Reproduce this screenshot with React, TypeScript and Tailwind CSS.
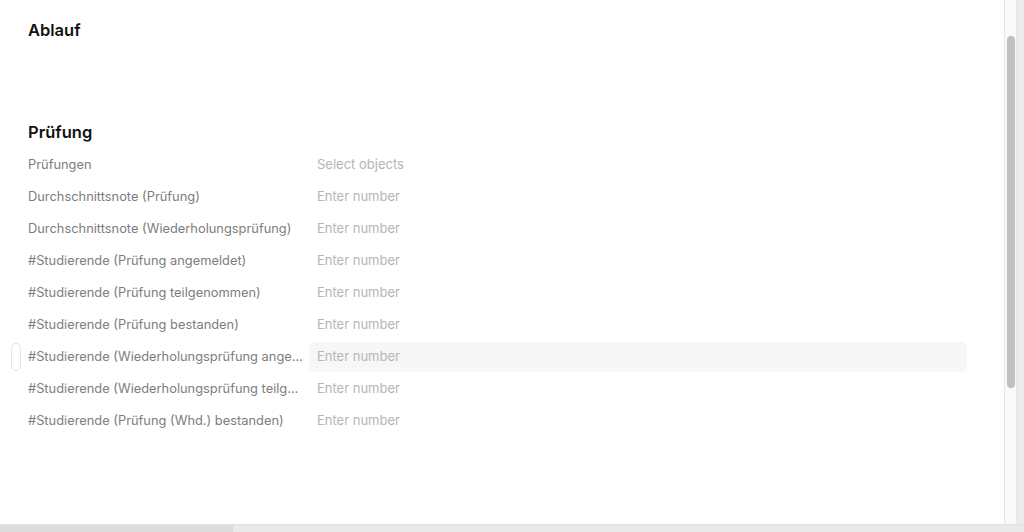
import React from "react";

const rows: { label: string; value: string }[] = [
  { label: "Prüfungen", value: "Select objects" },
  { label: "Durchschnittsnote (Prüfung)", value: "Enter number" },
  { label: "Durchschnittsnote (Wiederholungsprüfung)", value: "Enter number" },
  { label: "#Studierende (Prüfung angemeldet)", value: "Enter number" },
  { label: "#Studierende (Prüfung teilgenommen)", value: "Enter number" },
  { label: "#Studierende (Prüfung bestanden)", value: "Enter number" },
  { label: "#Studierende (Wiederholungsprüfung angemeldet)", value: "Enter number" },
  { label: "#Studierende (Wiederholungsprüfung teilgenommen)", value: "Enter number" },
  { label: "#Studierende (Prüfung (Whd.) bestanden)", value: "Enter number" },
];

export default function App() {
  return (
    <div
      className="w-[1024px] h-[532px] flex flex-col bg-[#ececec] overflow-hidden"
      style={{ fontFamily: "Inter, 'Noto Sans', sans-serif" }}
    >
      <div className="flex flex-1 min-h-0">
        <div className="w-[1005px] bg-white border-r border-[#e6e6e6] pt-[19px]">
          <h2 className="pl-[28px] text-[16.5px] leading-[22px] font-semibold text-[#111]">Ablauf</h2>
          <h2 className="pl-[28px] mt-[80px] text-[16.5px] leading-[22px] font-semibold text-[#111]">Prüfung</h2>
          <div className="mt-[6px]">
            {rows.map((r, i) => (
              <div key={i} className="relative flex items-center h-8">
                {i === 6 && (
                  <div className="absolute left-[11px] top-[2px] w-[10px] h-[28px] rounded-[5px] border border-[#e4e4e4] bg-white" />
                )}
                <div className="w-[309px] shrink-0 pl-[28px] pr-[4px] text-[12.85px] text-[#7d7d7d] truncate">{r.label}</div>
                <div
                  className={`w-[658px] shrink-0 h-[30px] flex items-center px-2 rounded-md text-[13px] text-[#b5b5b5] ${
                    i === 6 ? "bg-[#f7f7f7]" : ""
                  }`}
                >
                  {r.value}
                </div>
              </div>
            ))}
          </div>
        </div>
        <div className="w-[12px] bg-[#f9f9f9] border-r border-[#e8e8e8] pt-[36px] flex justify-center">
          <div className="w-[8px] h-[352px] rounded-full bg-[#c1c1c1]" />
        </div>
        <div className="flex-1 bg-[#ececec]" />
      </div>
      <div className="h-[8px] flex border-t border-[#e2e2e2]">
        <div className="w-[233px] bg-[#dcdcdc]" />
        <div className="flex-1 bg-[#e9e9e9]" />
      </div>
    </div>
  );
}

[Task instructions] Repeat the material above verbatim. Leave the pictures behind.

[Result]
Reproduce this screenshot with React, TypeScript and Tailwind CSS.
import React from "react";

const rows: { label: string; value: string }[] = [
  { label: "Prüfungen", value: "Select objects" },
  { label: "Durchschnittsnote (Prüfung)", value: "Enter number" },
  { label: "Durchschnittsnote (Wiederholungsprüfung)", value: "Enter number" },
  { label: "#Studierende (Prüfung angemeldet)", value: "Enter number" },
  { label: "#Studierende (Prüfung teilgenommen)", value: "Enter number" },
  { label: "#Studierende (Prüfung bestanden)", value: "Enter number" },
  { label: "#Studierende (Wiederholungsprüfung angemeldet)", value: "Enter number" },
  { label: "#Studierende (Wiederholungsprüfung teilgenommen)", value: "Enter number" },
  { label: "#Studierende (Prüfung (Whd.) bestanden)", value: "Enter number" },
];

export default function App() {
  return (
    <div
      className="w-[1024px] h-[532px] flex flex-col bg-[#ececec] overflow-hidden"
      style={{ fontFamily: "Inter, 'Noto Sans', sans-serif" }}
    >
      <div className="flex flex-1 min-h-0">
        <div className="w-[1005px] bg-white border-r border-[#e6e6e6] pt-[19px]">
          <h2 className="pl-[28px] text-[16.5px] leading-[22px] font-semibold text-[#111]">Ablauf</h2>
          <h2 className="pl-[28px] mt-[80px] text-[16.5px] leading-[22px] font-semibold text-[#111]">Prüfung</h2>
          <div className="mt-[6px]">
            {rows.map((r, i) => (
              <div key={i} className="relative flex items-center h-8">
                {i === 6 && (
                  <div className="absolute left-[11px] top-[2px] w-[10px] h-[28px] rounded-[5px] border border-[#e4e4e4] bg-white" />
                )}
                <div className="w-[309px] shrink-0 pl-[28px] pr-[4px] text-[12.85px] text-[#7d7d7d] truncate">{r.label}</div>
                <div
                  className={`w-[658px] shrink-0 h-[30px] flex items-center px-2 rounded-md text-[13px] text-[#b5b5b5] ${
                    i === 6 ? "bg-[#f7f7f7]" : ""
                  }`}
                >
                  {r.value}
                </div>
              </div>
            ))}
          </div>
        </div>
        <div className="w-[12px] bg-[#f9f9f9] border-r border-[#e8e8e8] pt-[36px] flex justify-center">
          <div className="w-[8px] h-[352px] rounded-full bg-[#c1c1c1]" />
        </div>
        <div className="flex-1 bg-[#ececec]" />
      </div>
      <div className="h-[8px] flex border-t border-[#e2e2e2]">
        <div className="w-[233px] bg-[#dcdcdc]" />
        <div className="flex-1 bg-[#e9e9e9]" />
      </div>
    </div>
  );
}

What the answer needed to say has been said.